→ EXCERPTED DATA
╭──

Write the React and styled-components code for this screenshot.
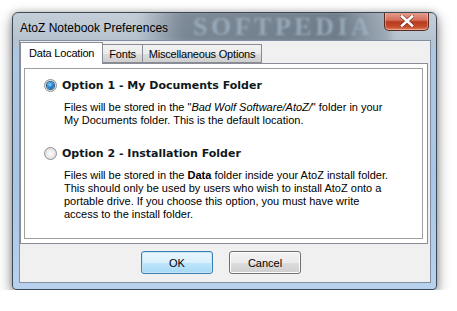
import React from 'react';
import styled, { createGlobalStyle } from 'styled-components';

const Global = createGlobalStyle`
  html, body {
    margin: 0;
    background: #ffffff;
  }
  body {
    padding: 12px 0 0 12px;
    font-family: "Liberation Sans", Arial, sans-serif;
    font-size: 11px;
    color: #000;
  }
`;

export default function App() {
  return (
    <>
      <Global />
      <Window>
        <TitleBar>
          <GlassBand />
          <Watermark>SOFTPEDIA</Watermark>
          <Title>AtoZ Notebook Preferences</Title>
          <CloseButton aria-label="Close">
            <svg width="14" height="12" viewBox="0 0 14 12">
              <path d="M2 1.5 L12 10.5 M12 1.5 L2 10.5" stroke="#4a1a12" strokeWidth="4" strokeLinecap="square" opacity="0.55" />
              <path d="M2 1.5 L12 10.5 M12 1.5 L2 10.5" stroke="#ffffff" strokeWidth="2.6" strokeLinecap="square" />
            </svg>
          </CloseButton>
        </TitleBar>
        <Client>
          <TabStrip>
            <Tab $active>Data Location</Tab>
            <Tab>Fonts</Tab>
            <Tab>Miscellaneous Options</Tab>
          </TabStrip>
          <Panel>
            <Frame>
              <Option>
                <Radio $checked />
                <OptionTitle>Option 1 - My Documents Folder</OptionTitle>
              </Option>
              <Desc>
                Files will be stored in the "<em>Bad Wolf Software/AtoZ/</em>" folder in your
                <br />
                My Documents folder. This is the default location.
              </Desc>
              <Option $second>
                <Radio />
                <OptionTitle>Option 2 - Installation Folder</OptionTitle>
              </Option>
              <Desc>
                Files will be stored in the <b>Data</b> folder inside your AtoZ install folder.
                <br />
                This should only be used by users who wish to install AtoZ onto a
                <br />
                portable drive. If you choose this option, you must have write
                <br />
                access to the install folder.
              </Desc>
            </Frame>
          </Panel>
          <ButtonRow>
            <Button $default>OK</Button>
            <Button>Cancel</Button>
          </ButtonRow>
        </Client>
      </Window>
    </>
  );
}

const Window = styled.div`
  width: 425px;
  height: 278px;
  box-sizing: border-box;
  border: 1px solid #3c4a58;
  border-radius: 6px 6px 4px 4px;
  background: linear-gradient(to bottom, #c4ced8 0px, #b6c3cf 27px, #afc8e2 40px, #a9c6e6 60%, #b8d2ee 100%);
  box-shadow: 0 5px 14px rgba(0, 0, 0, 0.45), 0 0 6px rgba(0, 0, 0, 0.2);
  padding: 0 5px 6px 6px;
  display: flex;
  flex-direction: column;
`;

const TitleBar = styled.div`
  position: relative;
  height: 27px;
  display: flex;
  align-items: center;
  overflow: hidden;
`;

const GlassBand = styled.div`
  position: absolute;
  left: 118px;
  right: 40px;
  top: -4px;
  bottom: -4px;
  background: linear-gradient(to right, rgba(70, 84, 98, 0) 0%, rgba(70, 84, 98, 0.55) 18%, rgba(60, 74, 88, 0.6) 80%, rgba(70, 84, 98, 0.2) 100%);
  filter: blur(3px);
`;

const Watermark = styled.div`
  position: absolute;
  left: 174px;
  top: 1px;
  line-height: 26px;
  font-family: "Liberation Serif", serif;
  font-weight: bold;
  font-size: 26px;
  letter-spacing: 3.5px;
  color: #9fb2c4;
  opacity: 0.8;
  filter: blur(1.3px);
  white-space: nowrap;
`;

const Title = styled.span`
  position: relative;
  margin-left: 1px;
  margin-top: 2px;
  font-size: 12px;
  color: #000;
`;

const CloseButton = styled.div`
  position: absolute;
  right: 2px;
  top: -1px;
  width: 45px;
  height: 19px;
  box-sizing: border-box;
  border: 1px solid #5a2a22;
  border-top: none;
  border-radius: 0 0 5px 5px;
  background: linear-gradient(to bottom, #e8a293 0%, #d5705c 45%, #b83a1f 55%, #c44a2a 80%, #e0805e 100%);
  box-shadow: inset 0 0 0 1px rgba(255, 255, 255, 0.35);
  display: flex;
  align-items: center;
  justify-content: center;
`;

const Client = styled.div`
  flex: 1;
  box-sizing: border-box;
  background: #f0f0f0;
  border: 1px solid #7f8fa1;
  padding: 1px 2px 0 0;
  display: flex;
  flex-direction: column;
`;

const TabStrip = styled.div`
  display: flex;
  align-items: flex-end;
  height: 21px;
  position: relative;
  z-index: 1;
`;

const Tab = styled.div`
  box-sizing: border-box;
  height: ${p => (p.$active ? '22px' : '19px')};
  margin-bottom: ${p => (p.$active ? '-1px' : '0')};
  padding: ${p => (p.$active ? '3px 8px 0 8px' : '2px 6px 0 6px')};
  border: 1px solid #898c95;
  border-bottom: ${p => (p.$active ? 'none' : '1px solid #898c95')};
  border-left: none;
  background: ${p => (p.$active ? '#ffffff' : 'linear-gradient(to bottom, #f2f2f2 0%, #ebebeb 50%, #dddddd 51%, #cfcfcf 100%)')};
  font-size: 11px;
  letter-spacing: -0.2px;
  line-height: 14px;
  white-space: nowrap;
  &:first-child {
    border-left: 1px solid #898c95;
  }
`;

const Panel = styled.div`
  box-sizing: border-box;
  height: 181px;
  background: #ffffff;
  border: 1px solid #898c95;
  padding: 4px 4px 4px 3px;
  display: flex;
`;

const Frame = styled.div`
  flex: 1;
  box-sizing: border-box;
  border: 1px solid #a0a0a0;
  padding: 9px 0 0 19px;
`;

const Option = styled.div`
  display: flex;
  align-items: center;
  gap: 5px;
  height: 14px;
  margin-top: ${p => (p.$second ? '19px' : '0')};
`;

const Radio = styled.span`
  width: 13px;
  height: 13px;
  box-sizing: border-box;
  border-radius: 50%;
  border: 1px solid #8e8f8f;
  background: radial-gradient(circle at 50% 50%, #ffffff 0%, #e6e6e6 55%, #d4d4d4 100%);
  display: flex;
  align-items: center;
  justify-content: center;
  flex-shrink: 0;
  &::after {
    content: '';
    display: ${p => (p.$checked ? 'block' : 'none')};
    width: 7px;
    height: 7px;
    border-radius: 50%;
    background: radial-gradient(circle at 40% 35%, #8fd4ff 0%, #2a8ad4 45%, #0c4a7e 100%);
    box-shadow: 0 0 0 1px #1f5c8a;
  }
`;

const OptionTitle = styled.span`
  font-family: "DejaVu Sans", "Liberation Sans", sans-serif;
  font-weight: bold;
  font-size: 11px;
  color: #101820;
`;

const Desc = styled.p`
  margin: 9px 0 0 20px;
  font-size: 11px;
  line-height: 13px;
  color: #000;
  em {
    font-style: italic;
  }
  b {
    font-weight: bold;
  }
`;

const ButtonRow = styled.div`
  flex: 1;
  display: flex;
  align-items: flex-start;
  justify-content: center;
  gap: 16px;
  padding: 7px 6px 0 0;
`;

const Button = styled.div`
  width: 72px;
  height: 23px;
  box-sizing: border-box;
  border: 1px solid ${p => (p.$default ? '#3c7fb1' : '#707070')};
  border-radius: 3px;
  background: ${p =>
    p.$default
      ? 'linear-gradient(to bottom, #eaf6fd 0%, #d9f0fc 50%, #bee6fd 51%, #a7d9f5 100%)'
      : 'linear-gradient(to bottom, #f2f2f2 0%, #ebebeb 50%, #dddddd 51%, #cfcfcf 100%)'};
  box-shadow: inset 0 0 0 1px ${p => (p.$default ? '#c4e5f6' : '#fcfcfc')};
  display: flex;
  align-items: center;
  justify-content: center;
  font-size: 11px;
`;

╰──
╭──

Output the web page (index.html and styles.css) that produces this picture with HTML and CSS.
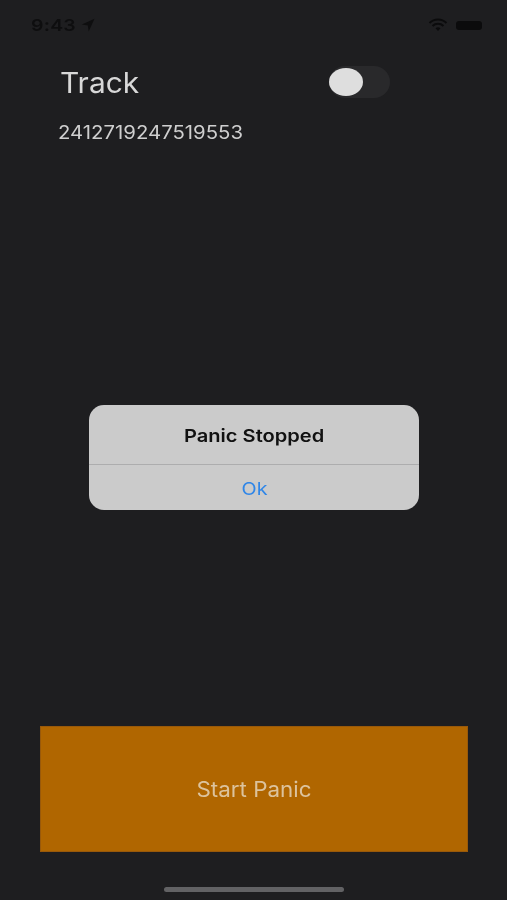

╰──

→ REQUEST
Pick out and copy the lines of the entries that hold the string "React".

→ RESPONSE TO THIS EXERCISE
Write the React and styled-components code for this screenshot.
import React from 'react';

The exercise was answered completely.